= Task brief =
Retype the records below exactly as they appear, but leave out any pictures.

Records contained in a dataset
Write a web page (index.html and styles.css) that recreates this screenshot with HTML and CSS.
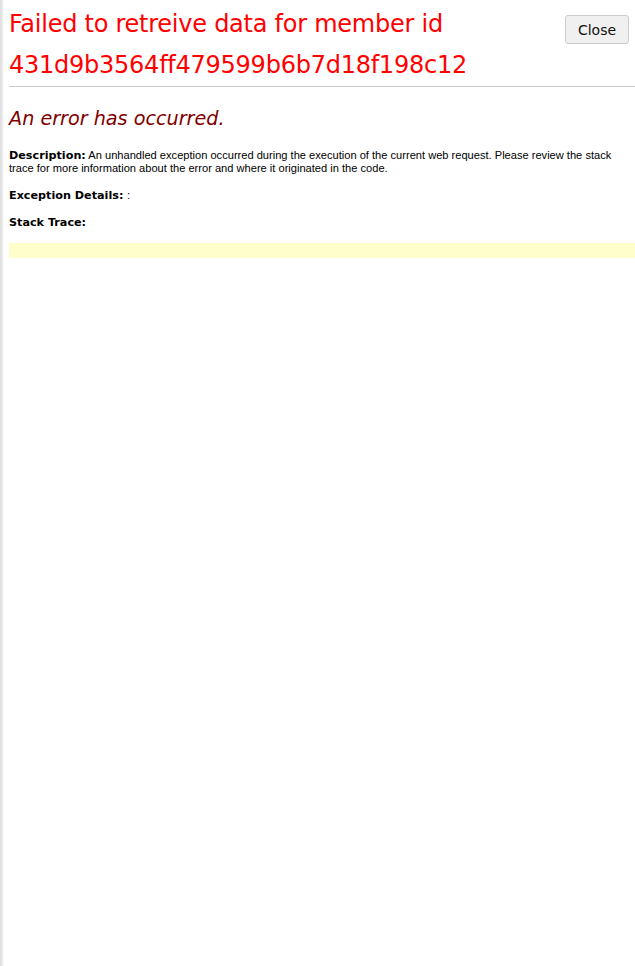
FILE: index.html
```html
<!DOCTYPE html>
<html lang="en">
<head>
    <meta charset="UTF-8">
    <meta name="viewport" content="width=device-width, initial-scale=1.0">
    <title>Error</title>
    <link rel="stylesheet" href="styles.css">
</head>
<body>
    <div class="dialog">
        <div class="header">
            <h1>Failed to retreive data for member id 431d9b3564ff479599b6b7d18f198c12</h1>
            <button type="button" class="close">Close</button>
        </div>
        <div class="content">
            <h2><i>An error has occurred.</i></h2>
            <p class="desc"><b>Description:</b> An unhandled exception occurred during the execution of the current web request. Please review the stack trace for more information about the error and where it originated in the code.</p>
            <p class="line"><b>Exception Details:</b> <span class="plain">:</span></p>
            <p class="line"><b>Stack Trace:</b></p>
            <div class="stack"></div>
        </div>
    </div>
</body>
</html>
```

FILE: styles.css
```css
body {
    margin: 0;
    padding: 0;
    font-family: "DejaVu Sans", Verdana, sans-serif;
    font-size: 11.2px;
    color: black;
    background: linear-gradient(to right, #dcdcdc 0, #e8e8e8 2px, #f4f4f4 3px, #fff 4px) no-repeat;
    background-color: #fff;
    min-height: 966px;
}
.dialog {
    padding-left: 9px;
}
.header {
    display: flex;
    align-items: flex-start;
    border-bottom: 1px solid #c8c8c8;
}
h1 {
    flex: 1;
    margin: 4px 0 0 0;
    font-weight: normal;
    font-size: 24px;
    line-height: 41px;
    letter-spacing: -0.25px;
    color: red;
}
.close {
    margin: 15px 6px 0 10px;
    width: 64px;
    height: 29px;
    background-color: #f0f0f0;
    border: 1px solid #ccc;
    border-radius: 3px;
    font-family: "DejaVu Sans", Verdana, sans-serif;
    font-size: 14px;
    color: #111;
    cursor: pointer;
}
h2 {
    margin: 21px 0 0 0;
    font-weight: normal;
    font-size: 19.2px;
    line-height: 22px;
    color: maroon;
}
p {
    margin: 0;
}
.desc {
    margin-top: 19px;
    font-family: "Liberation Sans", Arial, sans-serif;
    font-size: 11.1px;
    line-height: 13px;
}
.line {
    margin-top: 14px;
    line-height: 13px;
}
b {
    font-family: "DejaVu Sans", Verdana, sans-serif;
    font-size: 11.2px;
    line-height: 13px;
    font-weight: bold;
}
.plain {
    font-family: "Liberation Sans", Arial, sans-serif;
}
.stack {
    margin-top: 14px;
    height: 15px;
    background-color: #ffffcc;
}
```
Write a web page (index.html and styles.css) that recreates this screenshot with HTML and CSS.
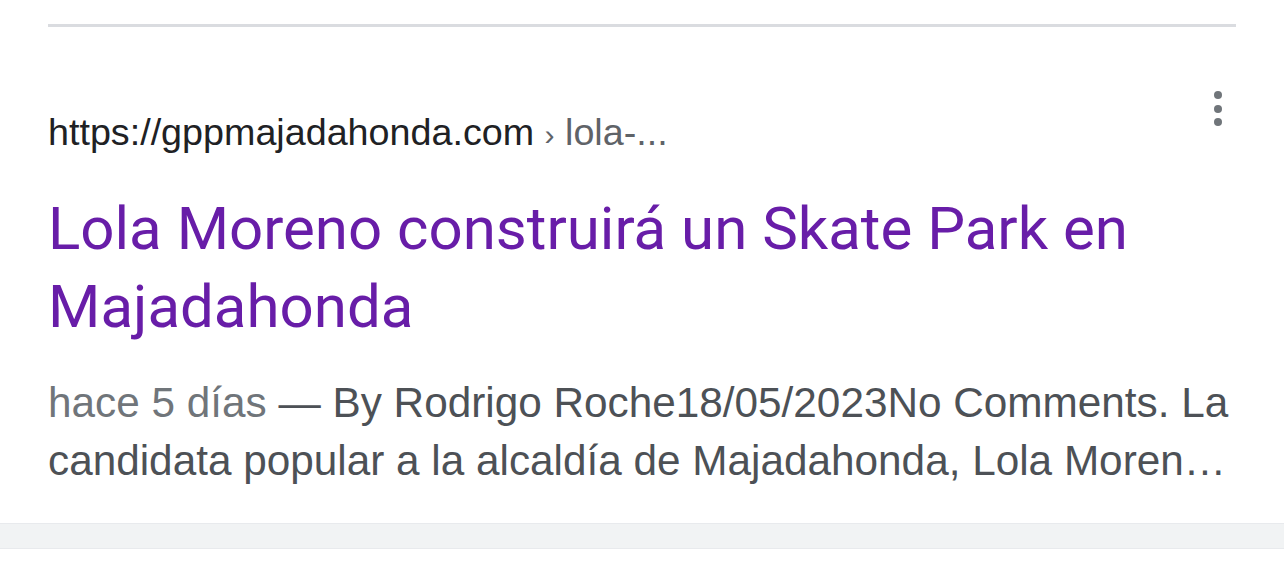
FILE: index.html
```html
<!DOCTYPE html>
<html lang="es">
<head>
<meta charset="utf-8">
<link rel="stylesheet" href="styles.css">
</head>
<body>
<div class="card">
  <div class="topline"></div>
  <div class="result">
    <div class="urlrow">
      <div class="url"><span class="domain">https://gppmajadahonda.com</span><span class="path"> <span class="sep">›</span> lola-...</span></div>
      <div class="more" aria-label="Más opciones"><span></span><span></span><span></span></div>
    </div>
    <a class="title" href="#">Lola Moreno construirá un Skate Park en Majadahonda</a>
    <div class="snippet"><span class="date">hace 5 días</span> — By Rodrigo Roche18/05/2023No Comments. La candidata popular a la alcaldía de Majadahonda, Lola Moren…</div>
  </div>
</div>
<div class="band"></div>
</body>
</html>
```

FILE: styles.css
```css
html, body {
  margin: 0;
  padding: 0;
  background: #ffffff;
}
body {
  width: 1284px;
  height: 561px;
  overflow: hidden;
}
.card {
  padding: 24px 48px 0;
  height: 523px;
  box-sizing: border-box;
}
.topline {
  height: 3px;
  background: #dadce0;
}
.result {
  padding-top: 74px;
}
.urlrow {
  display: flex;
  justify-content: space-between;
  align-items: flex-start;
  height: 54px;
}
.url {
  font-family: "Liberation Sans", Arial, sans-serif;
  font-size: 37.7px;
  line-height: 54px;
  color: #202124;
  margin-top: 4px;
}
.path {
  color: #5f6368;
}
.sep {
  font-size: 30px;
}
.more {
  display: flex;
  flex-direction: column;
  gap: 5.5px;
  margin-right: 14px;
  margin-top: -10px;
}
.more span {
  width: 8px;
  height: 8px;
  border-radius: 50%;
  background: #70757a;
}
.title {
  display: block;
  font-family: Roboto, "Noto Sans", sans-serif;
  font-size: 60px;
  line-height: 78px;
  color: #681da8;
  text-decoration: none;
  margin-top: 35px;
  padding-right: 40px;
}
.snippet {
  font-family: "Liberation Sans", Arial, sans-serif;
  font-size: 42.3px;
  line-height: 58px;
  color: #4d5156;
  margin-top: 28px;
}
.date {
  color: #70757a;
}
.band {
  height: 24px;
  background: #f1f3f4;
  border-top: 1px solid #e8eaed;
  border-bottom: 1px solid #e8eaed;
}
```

= Exercise solution =
Write a web page (index.html and styles.css) that recreates this screenshot with HTML and CSS.
FILE: index.html
```html
<!DOCTYPE html>
<html lang="en">
<head>
    <meta charset="UTF-8">
    <meta name="viewport" content="width=device-width, initial-scale=1.0">
    <title>Error</title>
    <link rel="stylesheet" href="styles.css">
</head>
<body>
    <div class="dialog">
        <div class="header">
            <h1>Failed to retreive data for member id 431d9b3564ff479599b6b7d18f198c12</h1>
            <button type="button" class="close">Close</button>
        </div>
        <div class="content">
            <h2><i>An error has occurred.</i></h2>
            <p class="desc"><b>Description:</b> An unhandled exception occurred during the execution of the current web request. Please review the stack trace for more information about the error and where it originated in the code.</p>
            <p class="line"><b>Exception Details:</b> <span class="plain">:</span></p>
            <p class="line"><b>Stack Trace:</b></p>
            <div class="stack"></div>
        </div>
    </div>
</body>
</html>
```

FILE: styles.css
```css
body {
    margin: 0;
    padding: 0;
    font-family: "DejaVu Sans", Verdana, sans-serif;
    font-size: 11.2px;
    color: black;
    background: linear-gradient(to right, #dcdcdc 0, #e8e8e8 2px, #f4f4f4 3px, #fff 4px) no-repeat;
    background-color: #fff;
    min-height: 966px;
}
.dialog {
    padding-left: 9px;
}
.header {
    display: flex;
    align-items: flex-start;
    border-bottom: 1px solid #c8c8c8;
}
h1 {
    flex: 1;
    margin: 4px 0 0 0;
    font-weight: normal;
    font-size: 24px;
    line-height: 41px;
    letter-spacing: -0.25px;
    color: red;
}
.close {
    margin: 15px 6px 0 10px;
    width: 64px;
    height: 29px;
    background-color: #f0f0f0;
    border: 1px solid #ccc;
    border-radius: 3px;
    font-family: "DejaVu Sans", Verdana, sans-serif;
    font-size: 14px;
    color: #111;
    cursor: pointer;
}
h2 {
    margin: 21px 0 0 0;
    font-weight: normal;
    font-size: 19.2px;
    line-height: 22px;
    color: maroon;
}
p {
    margin: 0;
}
.desc {
    margin-top: 19px;
    font-family: "Liberation Sans", Arial, sans-serif;
    font-size: 11.1px;
    line-height: 13px;
}
.line {
    margin-top: 14px;
    line-height: 13px;
}
b {
    font-family: "DejaVu Sans", Verdana, sans-serif;
    font-size: 11.2px;
    line-height: 13px;
    font-weight: bold;
}
.plain {
    font-family: "Liberation Sans", Arial, sans-serif;
}
.stack {
    margin-top: 14px;
    height: 15px;
    background-color: #ffffcc;
}
```
Write a web page (index.html and styles.css) that recreates this screenshot with HTML and CSS.
FILE: index.html
```html
<!DOCTYPE html>
<html lang="es">
<head>
<meta charset="utf-8">
<link rel="stylesheet" href="styles.css">
</head>
<body>
<div class="card">
  <div class="topline"></div>
  <div class="result">
    <div class="urlrow">
      <div class="url"><span class="domain">https://gppmajadahonda.com</span><span class="path"> <span class="sep">›</span> lola-...</span></div>
      <div class="more" aria-label="Más opciones"><span></span><span></span><span></span></div>
    </div>
    <a class="title" href="#">Lola Moreno construirá un Skate Park en Majadahonda</a>
    <div class="snippet"><span class="date">hace 5 días</span> — By Rodrigo Roche18/05/2023No Comments. La candidata popular a la alcaldía de Majadahonda, Lola Moren…</div>
  </div>
</div>
<div class="band"></div>
</body>
</html>
```

FILE: styles.css
```css
html, body {
  margin: 0;
  padding: 0;
  background: #ffffff;
}
body {
  width: 1284px;
  height: 561px;
  overflow: hidden;
}
.card {
  padding: 24px 48px 0;
  height: 523px;
  box-sizing: border-box;
}
.topline {
  height: 3px;
  background: #dadce0;
}
.result {
  padding-top: 74px;
}
.urlrow {
  display: flex;
  justify-content: space-between;
  align-items: flex-start;
  height: 54px;
}
.url {
  font-family: "Liberation Sans", Arial, sans-serif;
  font-size: 37.7px;
  line-height: 54px;
  color: #202124;
  margin-top: 4px;
}
.path {
  color: #5f6368;
}
.sep {
  font-size: 30px;
}
.more {
  display: flex;
  flex-direction: column;
  gap: 5.5px;
  margin-right: 14px;
  margin-top: -10px;
}
.more span {
  width: 8px;
  height: 8px;
  border-radius: 50%;
  background: #70757a;
}
.title {
  display: block;
  font-family: Roboto, "Noto Sans", sans-serif;
  font-size: 60px;
  line-height: 78px;
  color: #681da8;
  text-decoration: none;
  margin-top: 35px;
  padding-right: 40px;
}
.snippet {
  font-family: "Liberation Sans", Arial, sans-serif;
  font-size: 42.3px;
  line-height: 58px;
  color: #4d5156;
  margin-top: 28px;
}
.date {
  color: #70757a;
}
.band {
  height: 24px;
  background: #f1f3f4;
  border-top: 1px solid #e8eaed;
  border-bottom: 1px solid #e8eaed;
}
```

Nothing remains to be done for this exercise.